12 responses to “Free Your Mind”

  1. mm Tammy Dunahoo says:

    Mario, I am so grateful for your example and now for your research. It is a critical need in the Charismatic/Pentecostal world. We must address the fears and laziness of the Church in this regard. We have such dualistic thinking we fail to be the salt and light we are called to be as representatives of a holistic God whose mission is wholeness.

  2. mm Harry Fritzenschaft says:

    Mario,
    Thanks again per Noll, for exercising the labor to put down roots in Christian scholarship rather than simply in Christian heritage. While we all appreciate how God has nurtured us from where we started, we don’t want to check-out and miss out on what God is doing beyond us. I am excited about your research and your leadership because I agree growing people is much more complex and requires much more scholarship than growing attendance. Thanks again.

  3. mm Mary Mims says:

    Mario, I agree with being taught the best way to get out of the ghetto is through higher education. I thank you for encouraging others to advance in their studies in your stream of faith. Thank God for your example of those who believe.

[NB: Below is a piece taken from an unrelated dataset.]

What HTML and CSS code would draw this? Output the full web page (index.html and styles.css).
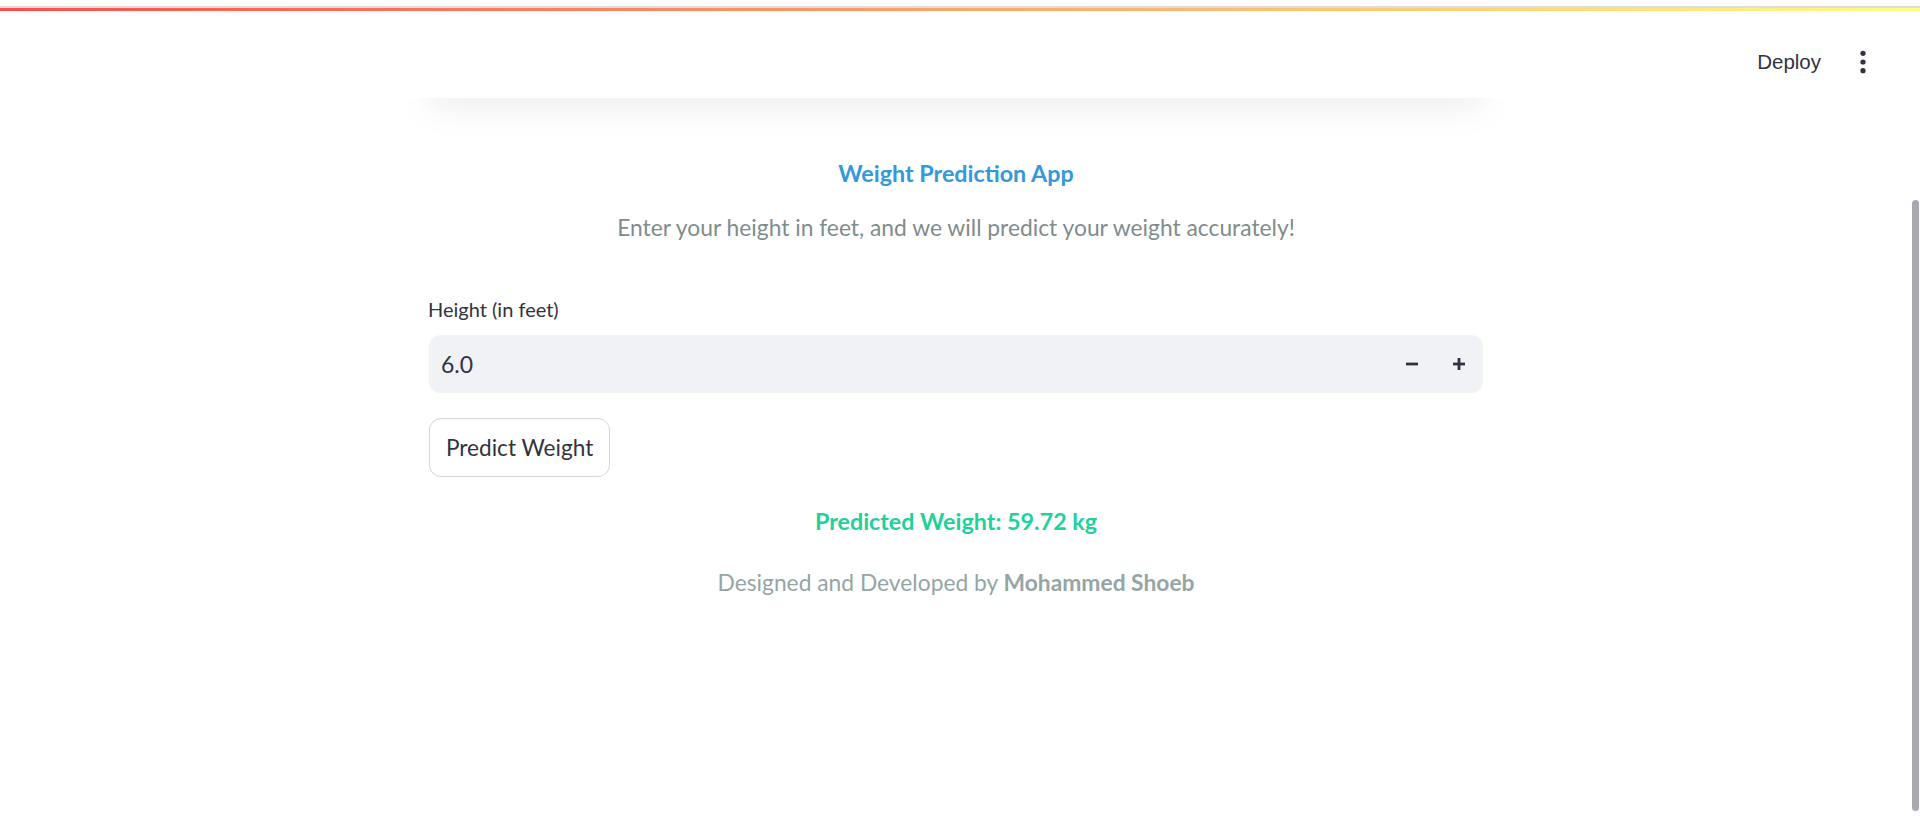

  4. mm Rev Jacob Bolton says:

    Great post and awesome introduction about discussions happening “at the gym.” You sir are a scholar who can flex both his biceps and his mind.

  5. Mario, I so much identify with your experience and the big difference that education has made in my life. Education has afforded me great exposure that makes me a better minster with greater influence, even beyond my local culture. I dream and I am already doing ministry in other cultures/countries because education has empowered me.

  6. mm Karen Rouggly says:

    I appreciated your perspective, Mario. Thanks for sharing it. I agree that education is seen as a golden ticket, but I think there is so much beyond the brain that comes with education. What I see in you is a confidence that comes from not just your brain, but a recognized understanding of who you are and what God has called you to! Well done!